In my own country today I see my government putting forth plans after plans, initiatives after initiatives to improve our wellbeing. Yet within and without this same system we have those who are insistent upon keeping with the old, and finding ways to circumvent the credibility and governance intended of these plans. This, I would say, is our greatest threat today. Not our lack in plans for carbon emission, or good governance or sound economic outlook – rather the lack of people able to see beyond the darkness of their souls to aspire goodness for all. In Arabic this is called “maslahah” – for the benefit of the public interest.
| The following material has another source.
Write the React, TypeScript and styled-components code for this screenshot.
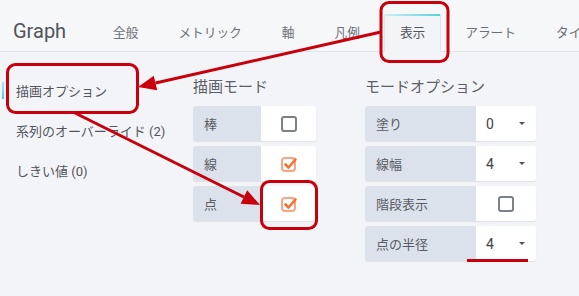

If there is one project leaders in every parts of our societies need to embark on – spanning from our dinner tables to our schools to our board and cabinet rooms – is healing souls, saving those conspicuous who walk our streets and important places in our public and private sectors from destroying us collectively. To have sophisticated programmes that identify and heal these people and until this is done not allow them near anything that looks like power. If we do not and cannot address this, no amount of plans and initiatives no matter the sovereignty and market can save us all. No number of changes in elected representatives can save us. This I am certain to the point of the clarity of what my name is.

As Qasim Chauhan says – you are what you hide from others, these unsaid thoughts, emotions and secrets, make you, YOU.